Technically, The Melancholy of Haruhi Suzumiya Second Season leaves little to complain about. The characters still look and sound great (I enjoy both the Japanese and English versions, and have a hard time choosing between the two), though the animation, helmed by Yasuhiro Takemoto instead of the departed Yutaka Yamamoto, is generally less ambitious. I miss the kind of fluid, dynamic animation that characterized the original show’s famous ending-theme dance, the hare hare yukai, though I sure as hell don’t miss the dance itself. Still, the show has some visual luster, and Bandai Entertainment’s packaging of the season as a set instead of individual discs is fair and generous. Particularly generous are the selection of extras—not only does Bandai cram the series discs full of music videos, making-of vignettes, interviews, and their own ASOS Brigade viral videos, they even throw in a CD single featuring full-length versions of the OP and ED songs. As someone who often pines for catchy anime tunes that are never easy to locate on this side of the pacific, I really, really love this feature, and wish more releases sported it. In fact, there’s just one thing about the physical release of this series that gets on my nerves.
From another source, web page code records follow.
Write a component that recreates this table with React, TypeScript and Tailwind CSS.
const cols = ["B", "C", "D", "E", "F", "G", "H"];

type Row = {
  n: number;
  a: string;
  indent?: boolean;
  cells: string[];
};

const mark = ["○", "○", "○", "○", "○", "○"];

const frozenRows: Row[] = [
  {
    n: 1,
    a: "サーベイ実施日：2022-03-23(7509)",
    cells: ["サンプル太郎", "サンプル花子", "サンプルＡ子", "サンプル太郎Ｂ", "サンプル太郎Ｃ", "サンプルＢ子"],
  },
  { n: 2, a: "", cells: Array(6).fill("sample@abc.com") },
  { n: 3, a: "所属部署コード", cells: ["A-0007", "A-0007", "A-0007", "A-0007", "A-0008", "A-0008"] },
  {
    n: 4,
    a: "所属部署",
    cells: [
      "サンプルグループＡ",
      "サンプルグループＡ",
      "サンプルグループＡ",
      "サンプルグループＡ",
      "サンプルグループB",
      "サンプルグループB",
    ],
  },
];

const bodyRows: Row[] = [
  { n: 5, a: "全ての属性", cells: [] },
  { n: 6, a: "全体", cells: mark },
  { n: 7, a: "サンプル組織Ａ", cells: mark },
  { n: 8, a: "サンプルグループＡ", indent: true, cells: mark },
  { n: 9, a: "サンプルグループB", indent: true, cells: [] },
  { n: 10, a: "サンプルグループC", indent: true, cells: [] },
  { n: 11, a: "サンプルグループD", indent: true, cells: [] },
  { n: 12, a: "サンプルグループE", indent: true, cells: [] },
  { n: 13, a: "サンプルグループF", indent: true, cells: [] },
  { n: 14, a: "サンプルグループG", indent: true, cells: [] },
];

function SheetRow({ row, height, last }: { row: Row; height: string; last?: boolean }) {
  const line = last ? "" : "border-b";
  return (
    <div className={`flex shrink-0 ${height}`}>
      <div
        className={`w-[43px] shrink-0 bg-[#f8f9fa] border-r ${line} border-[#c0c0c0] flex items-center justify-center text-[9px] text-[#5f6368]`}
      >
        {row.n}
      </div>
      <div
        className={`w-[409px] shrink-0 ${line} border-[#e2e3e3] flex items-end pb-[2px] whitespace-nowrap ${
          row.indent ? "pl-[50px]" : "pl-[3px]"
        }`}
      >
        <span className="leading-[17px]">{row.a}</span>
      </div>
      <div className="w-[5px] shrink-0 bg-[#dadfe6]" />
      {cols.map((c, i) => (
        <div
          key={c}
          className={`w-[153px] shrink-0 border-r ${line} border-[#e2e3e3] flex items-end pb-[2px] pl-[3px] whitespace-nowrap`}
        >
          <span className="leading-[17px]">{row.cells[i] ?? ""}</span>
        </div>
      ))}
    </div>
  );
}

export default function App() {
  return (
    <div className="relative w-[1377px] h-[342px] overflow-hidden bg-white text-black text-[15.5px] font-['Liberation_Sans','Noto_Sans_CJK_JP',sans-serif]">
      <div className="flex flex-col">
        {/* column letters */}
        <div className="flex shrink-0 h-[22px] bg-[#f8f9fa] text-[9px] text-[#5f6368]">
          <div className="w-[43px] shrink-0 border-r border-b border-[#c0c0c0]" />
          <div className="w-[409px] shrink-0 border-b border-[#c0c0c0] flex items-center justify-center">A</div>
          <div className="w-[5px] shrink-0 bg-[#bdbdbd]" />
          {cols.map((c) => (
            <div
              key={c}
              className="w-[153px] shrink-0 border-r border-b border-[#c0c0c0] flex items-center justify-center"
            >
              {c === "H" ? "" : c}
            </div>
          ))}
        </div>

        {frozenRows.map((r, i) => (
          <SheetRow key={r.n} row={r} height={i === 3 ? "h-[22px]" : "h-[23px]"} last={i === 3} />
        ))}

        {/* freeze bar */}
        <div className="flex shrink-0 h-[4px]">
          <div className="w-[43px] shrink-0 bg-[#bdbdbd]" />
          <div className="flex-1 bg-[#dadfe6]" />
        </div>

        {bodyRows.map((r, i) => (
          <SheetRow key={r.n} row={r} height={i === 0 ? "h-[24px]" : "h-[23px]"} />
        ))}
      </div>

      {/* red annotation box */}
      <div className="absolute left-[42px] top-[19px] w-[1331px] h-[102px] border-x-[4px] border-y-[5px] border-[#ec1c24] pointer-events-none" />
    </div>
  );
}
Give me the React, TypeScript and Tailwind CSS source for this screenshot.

Take a gander:
On the left, we have the season 1 collection. On the right, there’s Second Season. Notice how they’re the same title, the same font, the same character, in nearly the same pose? When Second Season was released in October, I kept walking past it at shops, thinking it was the first season. It doesn’t look bad, I just think it’s dumb to make a totally separate product look almost identical to something that came out last year. Yeah, I know, it’s a nitpick—what can I say? This is the kind of thing I think about when I’m sitting at home all by myself and the power goes out.
On its face, Second Season is a bit of a mixed bag—the Endless Eight episodes are hard to swallow if you take them all on, and the enjoyment of watching the characters is colored heavily by the discomfort of watching Haruhi basically fall apart over the last story arc. Still, I don’t count myself as one of this show’s biggest fans, but I found Second Season to be worthwhile viewing. It’s crucial as a companion to the fine first season, because it actually cleverly loops right into the original episodes’ narrative. On the downside, this means that there’s yet another order to watch the episodes in. But if you like Haruhi and her pals, this is a no-brainer; if you’re a bit more casual, it’s still ultimately worth squirming through while we all wait for the forthcoming Haruhi Suzumiya movie to be released.